• _Task prompt_:
Scan the listing below and copy every line holding "styles".
┄┄┄┄┄┄
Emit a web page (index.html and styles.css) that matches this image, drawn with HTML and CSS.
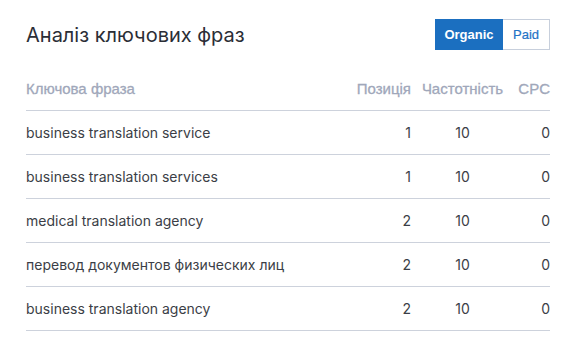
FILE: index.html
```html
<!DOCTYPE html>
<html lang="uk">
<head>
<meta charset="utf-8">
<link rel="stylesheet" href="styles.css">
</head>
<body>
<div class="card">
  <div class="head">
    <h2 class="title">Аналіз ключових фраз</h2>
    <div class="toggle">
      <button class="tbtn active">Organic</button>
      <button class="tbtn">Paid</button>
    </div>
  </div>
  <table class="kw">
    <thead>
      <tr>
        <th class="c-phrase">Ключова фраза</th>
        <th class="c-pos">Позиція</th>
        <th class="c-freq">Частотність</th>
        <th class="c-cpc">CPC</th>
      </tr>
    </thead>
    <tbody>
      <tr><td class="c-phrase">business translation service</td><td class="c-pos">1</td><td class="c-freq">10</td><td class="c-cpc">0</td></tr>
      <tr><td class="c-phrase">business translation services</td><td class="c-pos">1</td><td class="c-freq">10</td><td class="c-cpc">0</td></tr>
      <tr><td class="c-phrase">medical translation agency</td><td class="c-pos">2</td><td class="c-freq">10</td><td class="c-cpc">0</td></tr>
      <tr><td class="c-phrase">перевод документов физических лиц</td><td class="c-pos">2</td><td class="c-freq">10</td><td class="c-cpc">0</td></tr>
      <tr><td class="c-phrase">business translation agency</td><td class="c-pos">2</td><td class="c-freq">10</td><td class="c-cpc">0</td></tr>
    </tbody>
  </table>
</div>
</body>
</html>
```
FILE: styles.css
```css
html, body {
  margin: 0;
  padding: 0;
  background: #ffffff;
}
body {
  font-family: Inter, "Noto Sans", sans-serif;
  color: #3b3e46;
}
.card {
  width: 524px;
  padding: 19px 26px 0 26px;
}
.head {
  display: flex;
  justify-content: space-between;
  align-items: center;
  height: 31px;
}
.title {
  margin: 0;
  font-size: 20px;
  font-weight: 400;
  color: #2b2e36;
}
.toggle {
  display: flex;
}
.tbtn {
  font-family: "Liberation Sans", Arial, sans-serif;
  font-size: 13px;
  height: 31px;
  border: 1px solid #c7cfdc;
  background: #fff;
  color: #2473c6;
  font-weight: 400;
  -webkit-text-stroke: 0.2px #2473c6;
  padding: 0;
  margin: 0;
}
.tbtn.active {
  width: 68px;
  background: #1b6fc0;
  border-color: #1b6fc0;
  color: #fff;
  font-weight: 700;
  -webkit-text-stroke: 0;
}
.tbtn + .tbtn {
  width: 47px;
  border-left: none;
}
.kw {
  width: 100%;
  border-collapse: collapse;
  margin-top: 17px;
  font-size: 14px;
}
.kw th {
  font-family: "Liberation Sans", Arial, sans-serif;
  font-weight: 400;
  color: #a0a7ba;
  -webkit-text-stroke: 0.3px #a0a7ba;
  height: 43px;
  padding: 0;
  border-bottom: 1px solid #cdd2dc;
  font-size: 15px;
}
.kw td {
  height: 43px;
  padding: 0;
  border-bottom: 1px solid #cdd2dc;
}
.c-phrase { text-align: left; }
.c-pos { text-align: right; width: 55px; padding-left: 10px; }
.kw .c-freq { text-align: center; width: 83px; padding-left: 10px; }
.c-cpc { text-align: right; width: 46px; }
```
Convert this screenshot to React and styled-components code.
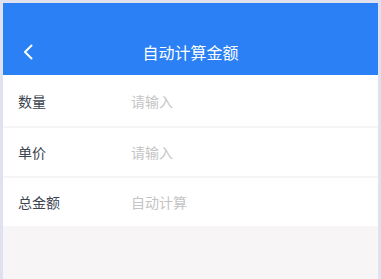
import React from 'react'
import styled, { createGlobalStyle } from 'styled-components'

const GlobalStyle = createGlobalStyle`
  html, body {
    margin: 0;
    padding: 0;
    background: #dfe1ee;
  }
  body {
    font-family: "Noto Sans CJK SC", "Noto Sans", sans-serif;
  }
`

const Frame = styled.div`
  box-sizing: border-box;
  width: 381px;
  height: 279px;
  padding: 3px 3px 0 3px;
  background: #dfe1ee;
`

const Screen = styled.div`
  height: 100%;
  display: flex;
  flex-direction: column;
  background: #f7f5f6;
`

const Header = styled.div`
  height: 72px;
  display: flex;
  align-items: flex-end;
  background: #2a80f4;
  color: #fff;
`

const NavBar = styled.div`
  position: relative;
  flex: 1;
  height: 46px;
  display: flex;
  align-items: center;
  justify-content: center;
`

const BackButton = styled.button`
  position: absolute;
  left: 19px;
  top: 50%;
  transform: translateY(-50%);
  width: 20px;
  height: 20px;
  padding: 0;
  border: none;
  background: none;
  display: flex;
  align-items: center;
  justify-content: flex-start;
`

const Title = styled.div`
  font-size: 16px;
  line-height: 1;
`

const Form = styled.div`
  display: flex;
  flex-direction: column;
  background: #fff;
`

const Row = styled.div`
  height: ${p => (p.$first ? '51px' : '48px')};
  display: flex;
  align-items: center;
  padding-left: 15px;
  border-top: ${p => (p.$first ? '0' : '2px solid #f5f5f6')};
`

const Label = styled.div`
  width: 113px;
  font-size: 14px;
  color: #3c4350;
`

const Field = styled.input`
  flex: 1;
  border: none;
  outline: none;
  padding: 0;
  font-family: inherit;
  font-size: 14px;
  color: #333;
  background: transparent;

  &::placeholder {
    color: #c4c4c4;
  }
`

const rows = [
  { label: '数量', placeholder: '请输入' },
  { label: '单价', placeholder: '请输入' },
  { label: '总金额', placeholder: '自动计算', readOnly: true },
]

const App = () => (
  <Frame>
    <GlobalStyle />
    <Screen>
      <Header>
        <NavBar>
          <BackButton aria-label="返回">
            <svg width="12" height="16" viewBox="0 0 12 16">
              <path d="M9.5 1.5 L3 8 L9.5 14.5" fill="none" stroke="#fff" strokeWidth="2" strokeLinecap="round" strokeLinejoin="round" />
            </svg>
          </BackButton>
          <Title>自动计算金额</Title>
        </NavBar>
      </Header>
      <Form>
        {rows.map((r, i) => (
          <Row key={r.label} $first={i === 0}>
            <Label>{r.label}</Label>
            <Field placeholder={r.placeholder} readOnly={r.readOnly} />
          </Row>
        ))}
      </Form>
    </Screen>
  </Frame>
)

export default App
┄┄┄┄┄┄
• _Final result_:
Emit a web page (index.html and styles.css) that matches this image, drawn with HTML and CSS.
<link rel="stylesheet" href="styles.css">
FILE: styles.css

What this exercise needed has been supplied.